Weak maritime security along the channel leaves important coastal cities in Mozambique and other countries, including Djibouti, Kenya, Tanzania, and island states such as Mauritius and the Seychelles, vulnerable to maritime threats.

Ansar al-Sunna, which locals call al-Shabaab although it has no affiliation with the Somali-based group, also twice seized the strategic port town of Mocimboa da Praia, about 80 kilometres south of Palma, in 2017 and 2020.

The weak security also opens opportunities for terror groups to expand and fund their operations and disrupt huge gas projects. In the wake of the Palma attack, the energy company Total halted construction of a liquid natural gas site.

“The insurgency in Mozambique has the potential to destabilise southern Africa and embolden Islamists throughout the region,” wrote Dr. David Brewster for the Indo-Pacific Strategy Series. “… Failure to contain the conflict will leave a vacuum for other actors to fill.”

Piracy, illegal fishing and smuggling operations have thrived on the channel for decades.

In recent years, the trade route has been used to smuggle heroin from Afghanistan down Africa’s coast to Mozambique, a major funding mechanism for insurgents.

The heroin usually is then shipped to Europe and other areas, according to a report in The Interpreter, a site run by the Lowy Institute.

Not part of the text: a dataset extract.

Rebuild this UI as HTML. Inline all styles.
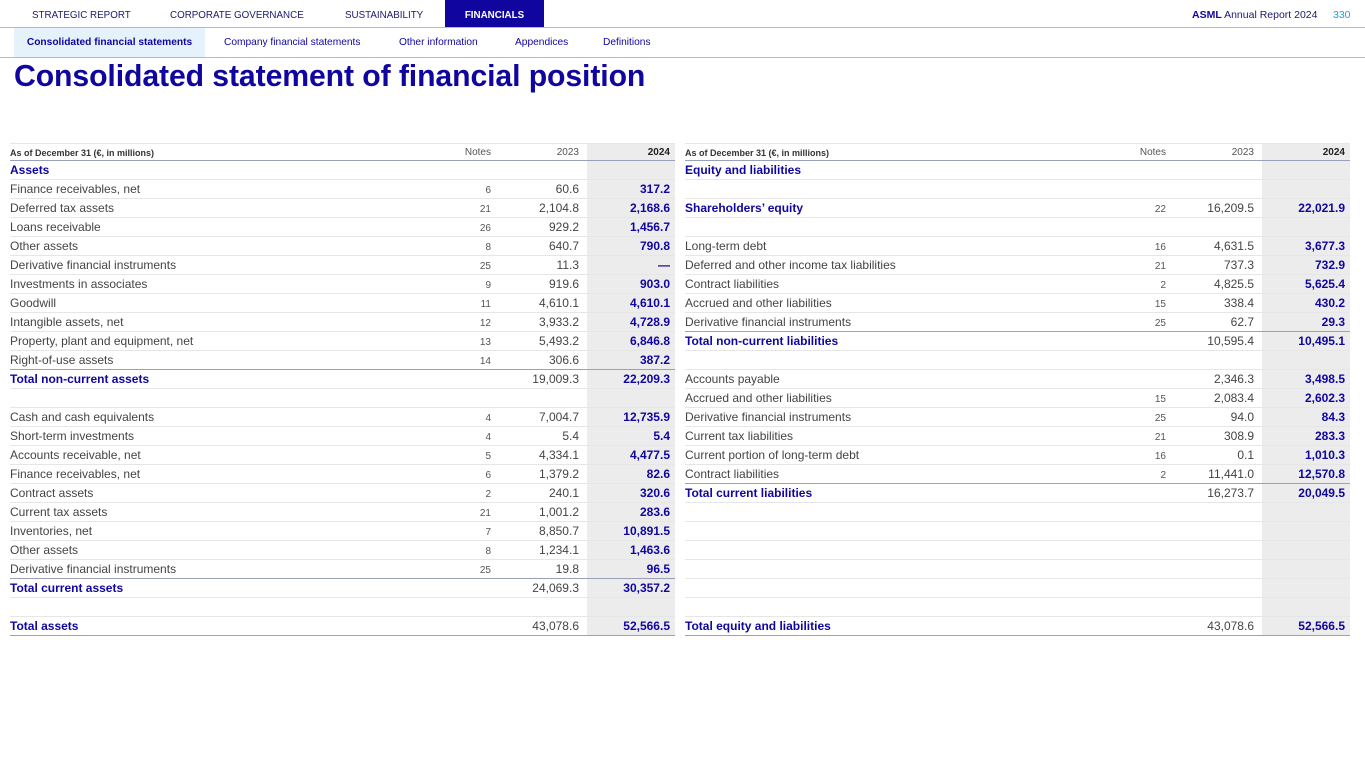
<!DOCTYPE html>
<html><head><meta charset="utf-8"><style>
*{margin:0;padding:0;box-sizing:border-box}
body{width:1365px;height:769px;background:#fff;font-family:"Liberation Sans",Arial,sans-serif;position:relative;overflow:hidden;color:#333}
.top{position:absolute;left:0;top:0;width:1365px;height:28px;border-bottom:1px solid #b8b8c8}
.top span{position:absolute;top:0;height:27px;line-height:27px;padding-top:2px;font-size:9.8px;color:#1a1a6e}
.top .act{background:#10069f;color:#fff;font-weight:bold;text-align:center}
.sub{position:absolute;left:0;top:28px;width:1365px;height:30px;border-bottom:1px solid #b8b8c8}
.sub span{position:absolute;top:0;height:29px;line-height:29px;font-size:10.2px;color:#10069f}
.sub .act{background:#e6f2fb;font-weight:bold;text-align:center}
h1{position:absolute;left:14px;top:60px;font-size:30.2px;color:#10069f;font-weight:bold;letter-spacing:-0.1px}
table{position:absolute;top:143px;border-collapse:collapse;table-layout:fixed;font-size:12px}
td{height:19px;border-top:1px solid #e6e6e6;padding:0;white-space:nowrap;color:#444;line-height:18px;vertical-align:middle}
td.n{text-align:right;font-size:10px;color:#555;line-height:14px;padding-top:3px}
td.a{text-align:right}
td.b{text-align:right;background:#ececec;color:#10069f;font-weight:bold;padding-right:5px}
tr.h td{font-size:9px;color:#555;border-top:1px solid #e6e6e6;border-bottom:1px solid #9aa0b8;height:17px;line-height:14px;padding-top:1px}
tr.h td.b{font-size:10px;color:#222}
tr.h td:first-child{font-weight:bold;color:#333}
tr.s td:first-child{color:#10069f;font-weight:bold}
tr.t td{border-top:1px solid #9aa0b8}
tr.t td:first-child{color:#10069f;font-weight:bold}
tr.last td{border-bottom:1px solid #9aa0b8}
</style></head><body>
<div class="top">
<span style="left:32px">STRATEGIC REPORT</span>
<span style="left:170px">CORPORATE GOVERNANCE</span>
<span style="left:345px">SUSTAINABILITY</span>
<span class="act" style="left:445px;width:99px">FINANCIALS</span>
<span style="left:1192px;font-size:10.5px"><b style="color:#10069f">ASML</b> Annual Report 2024</span>
<span style="left:1333px;color:#1aa5d8;font-size:10.5px">330</span>
</div>
<div class="sub">
<span class="act" style="left:14px;width:191px">Consolidated financial statements</span>
<span style="left:224px">Company financial statements</span>
<span style="left:399px">Other information</span>
<span style="left:515px">Appendices</span>
<span style="left:603px">Definitions</span>
</div>
<h1>Consolidated statement of financial position</h1>

<table style="left:10px;width:665px">
<colgroup><col style="width:450px"><col style="width:31px"><col style="width:88px"><col style="width:8px"><col style="width:88px"></colgroup>
<tr class="h"><td>As of December 31 (€, in millions)</td><td class="a" style="font-size:10px">Notes</td><td class="a" style="font-size:10px">2023</td><td></td><td class="b">2024</td></tr>
<tr class="s"><td>Assets</td><td></td><td></td><td></td><td class="b"></td></tr>
<tr><td>Finance receivables, net</td><td class="n">6</td><td class="a">60.6</td><td></td><td class="b">317.2</td></tr>
<tr><td>Deferred tax assets</td><td class="n">21</td><td class="a">2,104.8</td><td></td><td class="b">2,168.6</td></tr>
<tr><td>Loans receivable</td><td class="n">26</td><td class="a">929.2</td><td></td><td class="b">1,456.7</td></tr>
<tr><td>Other assets</td><td class="n">8</td><td class="a">640.7</td><td></td><td class="b">790.8</td></tr>
<tr><td>Derivative financial instruments</td><td class="n">25</td><td class="a">11.3</td><td></td><td class="b">—</td></tr>
<tr><td>Investments in associates</td><td class="n">9</td><td class="a">919.6</td><td></td><td class="b">903.0</td></tr>
<tr><td>Goodwill</td><td class="n">11</td><td class="a">4,610.1</td><td></td><td class="b">4,610.1</td></tr>
<tr><td>Intangible assets, net</td><td class="n">12</td><td class="a">3,933.2</td><td></td><td class="b">4,728.9</td></tr>
<tr><td>Property, plant and equipment, net</td><td class="n">13</td><td class="a">5,493.2</td><td></td><td class="b">6,846.8</td></tr>
<tr><td>Right-of-use assets</td><td class="n">14</td><td class="a">306.6</td><td></td><td class="b">387.2</td></tr>
<tr class="t"><td>Total non-current assets</td><td></td><td class="a">19,009.3</td><td></td><td class="b">22,209.3</td></tr>
<tr><td></td><td></td><td></td><td></td><td class="b"></td></tr>
<tr><td>Cash and cash equivalents</td><td class="n">4</td><td class="a">7,004.7</td><td></td><td class="b">12,735.9</td></tr>
<tr><td>Short-term investments</td><td class="n">4</td><td class="a">5.4</td><td></td><td class="b">5.4</td></tr>
<tr><td>Accounts receivable, net</td><td class="n">5</td><td class="a">4,334.1</td><td></td><td class="b">4,477.5</td></tr>
<tr><td>Finance receivables, net</td><td class="n">6</td><td class="a">1,379.2</td><td></td><td class="b">82.6</td></tr>
<tr><td>Contract assets</td><td class="n">2</td><td class="a">240.1</td><td></td><td class="b">320.6</td></tr>
<tr><td>Current tax assets</td><td class="n">21</td><td class="a">1,001.2</td><td></td><td class="b">283.6</td></tr>
<tr><td>Inventories, net</td><td class="n">7</td><td class="a">8,850.7</td><td></td><td class="b">10,891.5</td></tr>
<tr><td>Other assets</td><td class="n">8</td><td class="a">1,234.1</td><td></td><td class="b">1,463.6</td></tr>
<tr><td>Derivative financial instruments</td><td class="n">25</td><td class="a">19.8</td><td></td><td class="b">96.5</td></tr>
<tr class="t"><td>Total current assets</td><td></td><td class="a">24,069.3</td><td></td><td class="b">30,357.2</td></tr>
<tr><td></td><td></td><td></td><td></td><td class="b"></td></tr>
<tr class="last"><td style="color:#10069f;font-weight:bold">Total assets</td><td></td><td class="a">43,078.6</td><td></td><td class="b">52,566.5</td></tr>
</table>

<table style="left:685px;width:665px">
<colgroup><col style="width:450px"><col style="width:31px"><col style="width:88px"><col style="width:8px"><col style="width:88px"></colgroup>
<tr class="h"><td>As of December 31 (€, in millions)</td><td class="a" style="font-size:10px">Notes</td><td class="a" style="font-size:10px">2023</td><td></td><td class="b">2024</td></tr>
<tr class="s"><td>Equity and liabilities</td><td></td><td></td><td></td><td class="b"></td></tr>
<tr><td></td><td></td><td></td><td></td><td class="b"></td></tr>
<tr class="s"><td>Shareholders’ equity</td><td class="n">22</td><td class="a">16,209.5</td><td></td><td class="b">22,021.9</td></tr>
<tr><td></td><td></td><td></td><td></td><td class="b"></td></tr>
<tr><td>Long-term debt</td><td class="n">16</td><td class="a">4,631.5</td><td></td><td class="b">3,677.3</td></tr>
<tr><td>Deferred and other income tax liabilities</td><td class="n">21</td><td class="a">737.3</td><td></td><td class="b">732.9</td></tr>
<tr><td>Contract liabilities</td><td class="n">2</td><td class="a">4,825.5</td><td></td><td class="b">5,625.4</td></tr>
<tr><td>Accrued and other liabilities</td><td class="n">15</td><td class="a">338.4</td><td></td><td class="b">430.2</td></tr>
<tr><td>Derivative financial instruments</td><td class="n">25</td><td class="a">62.7</td><td></td><td class="b">29.3</td></tr>
<tr class="t"><td>Total non-current liabilities</td><td></td><td class="a">10,595.4</td><td></td><td class="b">10,495.1</td></tr>
<tr><td></td><td></td><td></td><td></td><td class="b"></td></tr>
<tr><td>Accounts payable</td><td></td><td class="a">2,346.3</td><td></td><td class="b">3,498.5</td></tr>
<tr><td>Accrued and other liabilities</td><td class="n">15</td><td class="a">2,083.4</td><td></td><td class="b">2,602.3</td></tr>
<tr><td>Derivative financial instruments</td><td class="n">25</td><td class="a">94.0</td><td></td><td class="b">84.3</td></tr>
<tr><td>Current tax liabilities</td><td class="n">21</td><td class="a">308.9</td><td></td><td class="b">283.3</td></tr>
<tr><td>Current portion of long-term debt</td><td class="n">16</td><td class="a">0.1</td><td></td><td class="b">1,010.3</td></tr>
<tr><td>Contract liabilities</td><td class="n">2</td><td class="a">11,441.0</td><td></td><td class="b">12,570.8</td></tr>
<tr class="t"><td>Total current liabilities</td><td></td><td class="a">16,273.7</td><td></td><td class="b">20,049.5</td></tr>
<tr><td></td><td></td><td></td><td></td><td class="b"></td></tr>
<tr><td></td><td></td><td></td><td></td><td class="b"></td></tr>
<tr><td></td><td></td><td></td><td></td><td class="b"></td></tr>
<tr><td></td><td></td><td></td><td></td><td class="b"></td></tr>
<tr><td></td><td></td><td></td><td></td><td class="b"></td></tr>
<tr><td></td><td></td><td></td><td></td><td class="b"></td></tr>
<tr class="last"><td style="color:#10069f;font-weight:bold">Total equity and liabilities</td><td></td><td class="a">43,078.6</td><td></td><td class="b">52,566.5</td></tr>
</table>
</body></html>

Crystal methamphetamine produced in Afghanistan also is increasingly smuggled along the channel.

Groups drawn from Muslim communities on Africa’s east coast started the insurgency in 2017. Since then, observers say insurgents in Cabo Delgado have shown greater proficiency in carrying out maritime attacks.

Piracy concerns led Mozambique to accept security assistance from other countries, including the South African navy, which has combated maritime security threats in the channel since 2011.

Days before the attack in Palma, the South African navy announced plans to increase anti-piracy patrols in the channel until March 2023, according to South Africa’s Sunday Times newspaper. The U.S. government also has deployed special operations forces to Mozambique to train its Marines in anti-terrorism techniques.

Mozambique is negotiating with France, other European nations and India about possible military support, including marine patrols.

“We can come up with as many solutions and recommendations as we want,” security analyst Jasmine Opperman said last year during a webinar on maritime security hosted by the Institute for Security Studies Africa. “It is a regional risk, there is no denial, but this is a Mozambican problem that needs a Mozambican solution.”

Since 2017, terror groups in northern Mozambique have launched more than 800 attacks, resulting in at least 2,600 deaths and the displacement of more than 600,000 people.

Opperman has argued that it is well past the time to face the problem, telling South Africa’s Eyewitness News that the entire region “should have been concerned” about the insurgency in Mozambique “long ago, to be quite frank.”

“What has happened in Mozambique is merely another indication on how sophisticated the insurgents have become, how brazen they have become to move so close to the [natural gas] site” near Palma, Opperman said. “It is an insurgency that cannot be viewed, and must not be regarded and underplayed, as not only a risk to Mozambique but also the region.”— ADF Magazine.